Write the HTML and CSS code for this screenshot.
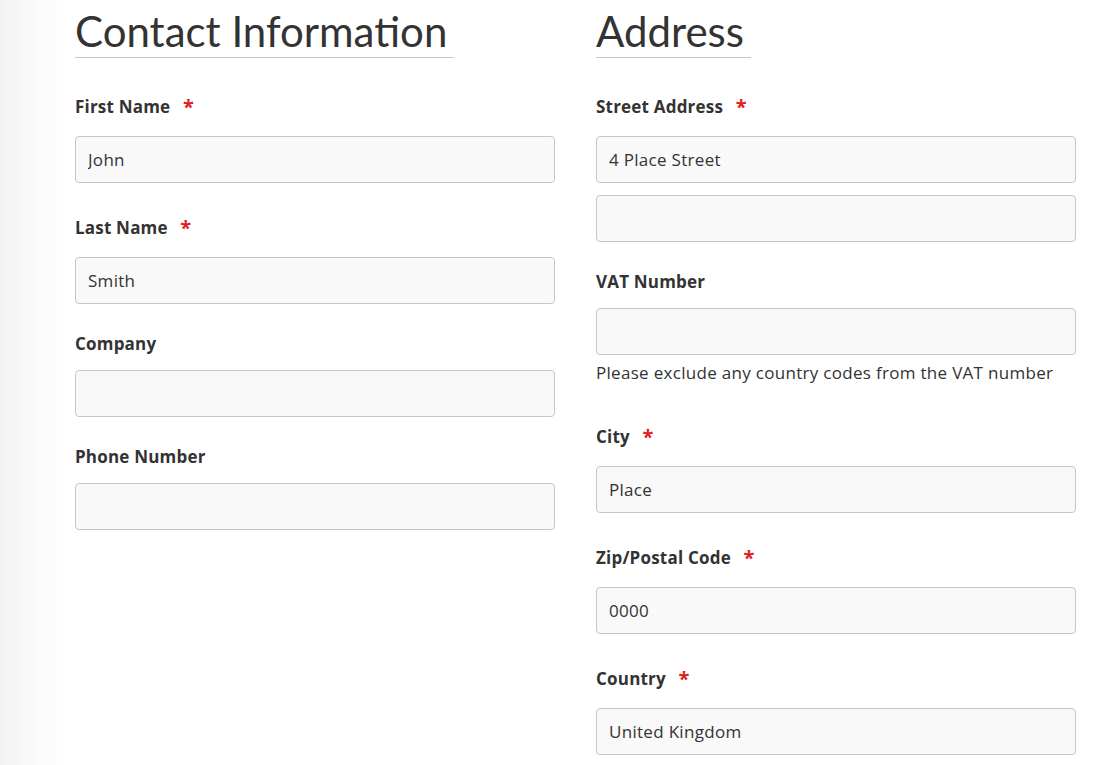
FILE: index.html
```html
<!DOCTYPE html>
<html lang="en">
<head>
<meta charset="utf-8">
<title>Checkout details</title>
<link rel="stylesheet" href="styles.css">
</head>
<body>
<div class="page">
  <section class="column">
    <h2 class="section-title">Contact Information</h2>
    <div class="field">
      <label class="label required">First Name <span class="req">*</span></label>
      <input class="input" type="text" value="John">
    </div>
    <div class="field">
      <label class="label required">Last Name <span class="req">*</span></label>
      <input class="input" type="text" value="Smith">
    </div>
    <div class="field">
      <label class="label">Company</label>
      <input class="input" type="text" value="">
    </div>
    <div class="field">
      <label class="label">Phone Number</label>
      <input class="input" type="text" value="">
    </div>
  </section>
  <section class="column">
    <h2 class="section-title">Address</h2>
    <div class="field">
      <label class="label required">Street Address <span class="req">*</span></label>
      <input class="input" type="text" value="4 Place Street">
      <input class="input input-extra" type="text" value="">
    </div>
    <div class="field">
      <label class="label">VAT Number</label>
      <input class="input" type="text" value="">
      <p class="help">Please exclude any country codes from the VAT number</p>
    </div>
    <div class="field">
      <label class="label required">City <span class="req">*</span></label>
      <input class="input" type="text" value="Place">
    </div>
    <div class="field">
      <label class="label required">Zip/Postal Code <span class="req">*</span></label>
      <input class="input" type="text" value="0000">
    </div>
    <div class="field">
      <label class="label required">Country <span class="req">*</span></label>
      <input class="input" type="text" value="United Kingdom">
    </div>
  </section>
</div>
</body>
</html>
```
FILE: styles.css
```css
html, body {
  margin: 0;
  height: 100%;
}
body {
  font-family: "Open Sans", "Noto Sans", sans-serif;
  color: #333;
  background: linear-gradient(to right, #f2f2f2 0, #fbfbfb 40px, #fff 68px);
  overflow: hidden;
}
.page {
  display: grid;
  grid-template-columns: 480px 480px;
  column-gap: 41px;
  padding-left: 75px;
}
.column {
  display: flex;
  flex-direction: column;
  align-items: flex-start;
}
.section-title {
  display: inline-block;
  margin: 6px 0 4px;
  padding: 0 7px 1px 0;
  font-family: Lato, "Open Sans", sans-serif;
  font-size: 42px;
  font-weight: 400;
  line-height: 50px;
  color: #333;
  border-bottom: 1px solid #c8c8c8;
}
.field {
  align-self: stretch;
  margin-top: 28px;
}
.label {
  display: block;
  font-size: 17px;
  font-weight: 700;
  line-height: 24px;
  letter-spacing: 0.2px;
  margin-bottom: 14px;
}
.label.required {
  padding: 5px 0 3px;
}
.req {
  position: relative;
  top: 1px;
  color: #e0201e;
  margin-left: 8px;
  font-size: 20px;
  line-height: 0;
}
.input {
  display: block;
  box-sizing: border-box;
  width: 100%;
  height: 47px;
  margin: 0;
  padding: 0 12px;
  border: 1px solid #c6c6c6;
  border-radius: 4px;
  background: #f9f9f9;
  font-family: inherit;
  font-size: 17px;
  letter-spacing: 0.3px;
  color: #333;
}
.input-extra {
  margin-top: 12px;
}
.help {
  margin: 6px 0 7px;
  font-size: 17px;
  line-height: 24px;
  letter-spacing: 0.3px;
}
```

★ ★ ★ ★

## Description of the task
Quote each line of the listing exactly, but leave the pictures out.

## Exercise solution
Write the HTML and CSS code for this screenshot.
FILE: index.html
```html
<!DOCTYPE html>
<html lang="en">
<head>
<meta charset="utf-8">
<title>Checkout details</title>
<link rel="stylesheet" href="styles.css">
</head>
<body>
<div class="page">
  <section class="column">
    <h2 class="section-title">Contact Information</h2>
    <div class="field">
      <label class="label required">First Name <span class="req">*</span></label>
      <input class="input" type="text" value="John">
    </div>
    <div class="field">
      <label class="label required">Last Name <span class="req">*</span></label>
      <input class="input" type="text" value="Smith">
    </div>
    <div class="field">
      <label class="label">Company</label>
      <input class="input" type="text" value="">
    </div>
    <div class="field">
      <label class="label">Phone Number</label>
      <input class="input" type="text" value="">
    </div>
  </section>
  <section class="column">
    <h2 class="section-title">Address</h2>
    <div class="field">
      <label class="label required">Street Address <span class="req">*</span></label>
      <input class="input" type="text" value="4 Place Street">
      <input class="input input-extra" type="text" value="">
    </div>
    <div class="field">
      <label class="label">VAT Number</label>
      <input class="input" type="text" value="">
      <p class="help">Please exclude any country codes from the VAT number</p>
    </div>
    <div class="field">
      <label class="label required">City <span class="req">*</span></label>
      <input class="input" type="text" value="Place">
    </div>
    <div class="field">
      <label class="label required">Zip/Postal Code <span class="req">*</span></label>
      <input class="input" type="text" value="0000">
    </div>
    <div class="field">
      <label class="label required">Country <span class="req">*</span></label>
      <input class="input" type="text" value="United Kingdom">
    </div>
  </section>
</div>
</body>
</html>
```
FILE: styles.css
```css
html, body {
  margin: 0;
  height: 100%;
}
body {
  font-family: "Open Sans", "Noto Sans", sans-serif;
  color: #333;
  background: linear-gradient(to right, #f2f2f2 0, #fbfbfb 40px, #fff 68px);
  overflow: hidden;
}
.page {
  display: grid;
  grid-template-columns: 480px 480px;
  column-gap: 41px;
  padding-left: 75px;
}
.column {
  display: flex;
  flex-direction: column;
  align-items: flex-start;
}
.section-title {
  display: inline-block;
  margin: 6px 0 4px;
  padding: 0 7px 1px 0;
  font-family: Lato, "Open Sans", sans-serif;
  font-size: 42px;
  font-weight: 400;
  line-height: 50px;
  color: #333;
  border-bottom: 1px solid #c8c8c8;
}
.field {
  align-self: stretch;
  margin-top: 28px;
}
.label {
  display: block;
  font-size: 17px;
  font-weight: 700;
  line-height: 24px;
  letter-spacing: 0.2px;
  margin-bottom: 14px;
}
.label.required {
  padding: 5px 0 3px;
}
.req {
  position: relative;
  top: 1px;
  color: #e0201e;
  margin-left: 8px;
  font-size: 20px;
  line-height: 0;
}
.input {
  display: block;
  box-sizing: border-box;
  width: 100%;
  height: 47px;
  margin: 0;
  padding: 0 12px;
  border: 1px solid #c6c6c6;
  border-radius: 4px;
  background: #f9f9f9;
  font-family: inherit;
  font-size: 17px;
  letter-spacing: 0.3px;
  color: #333;
}
.input-extra {
  margin-top: 12px;
}
.help {
  margin: 6px 0 7px;
  font-size: 17px;
  line-height: 24px;
  letter-spacing: 0.3px;
}
```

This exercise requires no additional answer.